TASK OBJECTIVE: The data must be written out once more, precisely as given.

INFORMATION SUPPLIED:
..............................

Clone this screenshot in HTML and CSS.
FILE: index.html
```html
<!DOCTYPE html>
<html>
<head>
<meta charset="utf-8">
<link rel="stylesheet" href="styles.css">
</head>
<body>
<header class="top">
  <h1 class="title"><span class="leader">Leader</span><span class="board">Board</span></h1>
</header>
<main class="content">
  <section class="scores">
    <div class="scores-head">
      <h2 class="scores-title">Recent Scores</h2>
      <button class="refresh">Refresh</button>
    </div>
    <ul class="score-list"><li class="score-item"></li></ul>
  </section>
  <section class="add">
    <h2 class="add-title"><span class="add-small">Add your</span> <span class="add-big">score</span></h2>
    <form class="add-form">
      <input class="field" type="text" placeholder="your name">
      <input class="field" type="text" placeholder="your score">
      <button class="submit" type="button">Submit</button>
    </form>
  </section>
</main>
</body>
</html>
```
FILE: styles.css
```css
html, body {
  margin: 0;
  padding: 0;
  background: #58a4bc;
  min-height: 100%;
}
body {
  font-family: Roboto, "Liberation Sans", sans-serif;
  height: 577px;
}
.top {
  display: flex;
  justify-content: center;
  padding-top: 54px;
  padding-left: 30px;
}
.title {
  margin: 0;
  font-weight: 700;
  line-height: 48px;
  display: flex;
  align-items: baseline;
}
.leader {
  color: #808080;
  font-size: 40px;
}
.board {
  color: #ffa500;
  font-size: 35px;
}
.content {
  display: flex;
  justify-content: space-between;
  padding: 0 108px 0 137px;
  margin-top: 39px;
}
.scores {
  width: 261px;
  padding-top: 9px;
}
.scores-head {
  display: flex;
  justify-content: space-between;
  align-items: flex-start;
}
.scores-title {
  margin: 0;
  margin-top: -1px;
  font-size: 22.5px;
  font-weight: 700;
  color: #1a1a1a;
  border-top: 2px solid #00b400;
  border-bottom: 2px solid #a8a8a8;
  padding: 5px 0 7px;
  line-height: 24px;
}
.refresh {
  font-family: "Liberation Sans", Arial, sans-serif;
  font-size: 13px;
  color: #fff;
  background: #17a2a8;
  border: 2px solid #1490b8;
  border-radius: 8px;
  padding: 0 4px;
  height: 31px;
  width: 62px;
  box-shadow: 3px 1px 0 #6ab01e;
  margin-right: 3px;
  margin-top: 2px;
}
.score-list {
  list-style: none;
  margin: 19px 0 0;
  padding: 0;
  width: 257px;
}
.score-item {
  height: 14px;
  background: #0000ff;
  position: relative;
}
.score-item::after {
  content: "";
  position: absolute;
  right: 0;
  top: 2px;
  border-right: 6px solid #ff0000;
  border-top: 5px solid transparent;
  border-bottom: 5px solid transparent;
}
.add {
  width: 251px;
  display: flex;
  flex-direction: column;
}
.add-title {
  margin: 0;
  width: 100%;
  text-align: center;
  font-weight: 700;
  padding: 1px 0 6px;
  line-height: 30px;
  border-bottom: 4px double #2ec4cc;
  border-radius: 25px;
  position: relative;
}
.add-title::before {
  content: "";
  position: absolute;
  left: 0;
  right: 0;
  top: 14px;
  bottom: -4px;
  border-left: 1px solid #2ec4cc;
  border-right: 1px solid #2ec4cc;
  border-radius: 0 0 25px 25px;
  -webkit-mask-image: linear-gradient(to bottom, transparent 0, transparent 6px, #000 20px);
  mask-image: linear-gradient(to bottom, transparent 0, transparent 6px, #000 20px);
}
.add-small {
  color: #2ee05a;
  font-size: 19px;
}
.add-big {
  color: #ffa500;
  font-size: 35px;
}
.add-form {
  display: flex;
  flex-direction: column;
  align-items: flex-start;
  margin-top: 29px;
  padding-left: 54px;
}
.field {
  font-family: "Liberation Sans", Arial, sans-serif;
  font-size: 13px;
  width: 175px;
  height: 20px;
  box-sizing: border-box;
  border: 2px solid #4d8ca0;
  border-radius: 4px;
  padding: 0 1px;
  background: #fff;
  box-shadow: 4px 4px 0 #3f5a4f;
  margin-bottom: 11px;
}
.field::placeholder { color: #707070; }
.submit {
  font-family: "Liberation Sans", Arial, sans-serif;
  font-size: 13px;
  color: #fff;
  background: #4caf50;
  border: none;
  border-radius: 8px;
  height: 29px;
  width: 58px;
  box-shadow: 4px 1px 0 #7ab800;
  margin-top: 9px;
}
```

..............................

THE OUTPUT:
Clone this screenshot in HTML and CSS.
FILE: index.html
```html
<!DOCTYPE html>
<html>
<head>
<meta charset="utf-8">
<link rel="stylesheet" href="styles.css">
</head>
<body>
<header class="top">
  <h1 class="title"><span class="leader">Leader</span><span class="board">Board</span></h1>
</header>
<main class="content">
  <section class="scores">
    <div class="scores-head">
      <h2 class="scores-title">Recent Scores</h2>
      <button class="refresh">Refresh</button>
    </div>
    <ul class="score-list"><li class="score-item"></li></ul>
  </section>
  <section class="add">
    <h2 class="add-title"><span class="add-small">Add your</span> <span class="add-big">score</span></h2>
    <form class="add-form">
      <input class="field" type="text" placeholder="your name">
      <input class="field" type="text" placeholder="your score">
      <button class="submit" type="button">Submit</button>
    </form>
  </section>
</main>
</body>
</html>
```
FILE: styles.css
```css
html, body {
  margin: 0;
  padding: 0;
  background: #58a4bc;
  min-height: 100%;
}
body {
  font-family: Roboto, "Liberation Sans", sans-serif;
  height: 577px;
}
.top {
  display: flex;
  justify-content: center;
  padding-top: 54px;
  padding-left: 30px;
}
.title {
  margin: 0;
  font-weight: 700;
  line-height: 48px;
  display: flex;
  align-items: baseline;
}
.leader {
  color: #808080;
  font-size: 40px;
}
.board {
  color: #ffa500;
  font-size: 35px;
}
.content {
  display: flex;
  justify-content: space-between;
  padding: 0 108px 0 137px;
  margin-top: 39px;
}
.scores {
  width: 261px;
  padding-top: 9px;
}
.scores-head {
  display: flex;
  justify-content: space-between;
  align-items: flex-start;
}
.scores-title {
  margin: 0;
  margin-top: -1px;
  font-size: 22.5px;
  font-weight: 700;
  color: #1a1a1a;
  border-top: 2px solid #00b400;
  border-bottom: 2px solid #a8a8a8;
  padding: 5px 0 7px;
  line-height: 24px;
}
.refresh {
  font-family: "Liberation Sans", Arial, sans-serif;
  font-size: 13px;
  color: #fff;
  background: #17a2a8;
  border: 2px solid #1490b8;
  border-radius: 8px;
  padding: 0 4px;
  height: 31px;
  width: 62px;
  box-shadow: 3px 1px 0 #6ab01e;
  margin-right: 3px;
  margin-top: 2px;
}
.score-list {
  list-style: none;
  margin: 19px 0 0;
  padding: 0;
  width: 257px;
}
.score-item {
  height: 14px;
  background: #0000ff;
  position: relative;
}
.score-item::after {
  content: "";
  position: absolute;
  right: 0;
  top: 2px;
  border-right: 6px solid #ff0000;
  border-top: 5px solid transparent;
  border-bottom: 5px solid transparent;
}
.add {
  width: 251px;
  display: flex;
  flex-direction: column;
}
.add-title {
  margin: 0;
  width: 100%;
  text-align: center;
  font-weight: 700;
  padding: 1px 0 6px;
  line-height: 30px;
  border-bottom: 4px double #2ec4cc;
  border-radius: 25px;
  position: relative;
}
.add-title::before {
  content: "";
  position: absolute;
  left: 0;
  right: 0;
  top: 14px;
  bottom: -4px;
  border-left: 1px solid #2ec4cc;
  border-right: 1px solid #2ec4cc;
  border-radius: 0 0 25px 25px;
  -webkit-mask-image: linear-gradient(to bottom, transparent 0, transparent 6px, #000 20px);
  mask-image: linear-gradient(to bottom, transparent 0, transparent 6px, #000 20px);
}
.add-small {
  color: #2ee05a;
  font-size: 19px;
}
.add-big {
  color: #ffa500;
  font-size: 35px;
}
.add-form {
  display: flex;
  flex-direction: column;
  align-items: flex-start;
  margin-top: 29px;
  padding-left: 54px;
}
.field {
  font-family: "Liberation Sans", Arial, sans-serif;
  font-size: 13px;
  width: 175px;
  height: 20px;
  box-sizing: border-box;
  border: 2px solid #4d8ca0;
  border-radius: 4px;
  padding: 0 1px;
  background: #fff;
  box-shadow: 4px 4px 0 #3f5a4f;
  margin-bottom: 11px;
}
.field::placeholder { color: #707070; }
.submit {
  font-family: "Liberation Sans", Arial, sans-serif;
  font-size: 13px;
  color: #fff;
  background: #4caf50;
  border: none;
  border-radius: 8px;
  height: 29px;
  width: 58px;
  box-shadow: 4px 1px 0 #7ab800;
  margin-top: 9px;
}
```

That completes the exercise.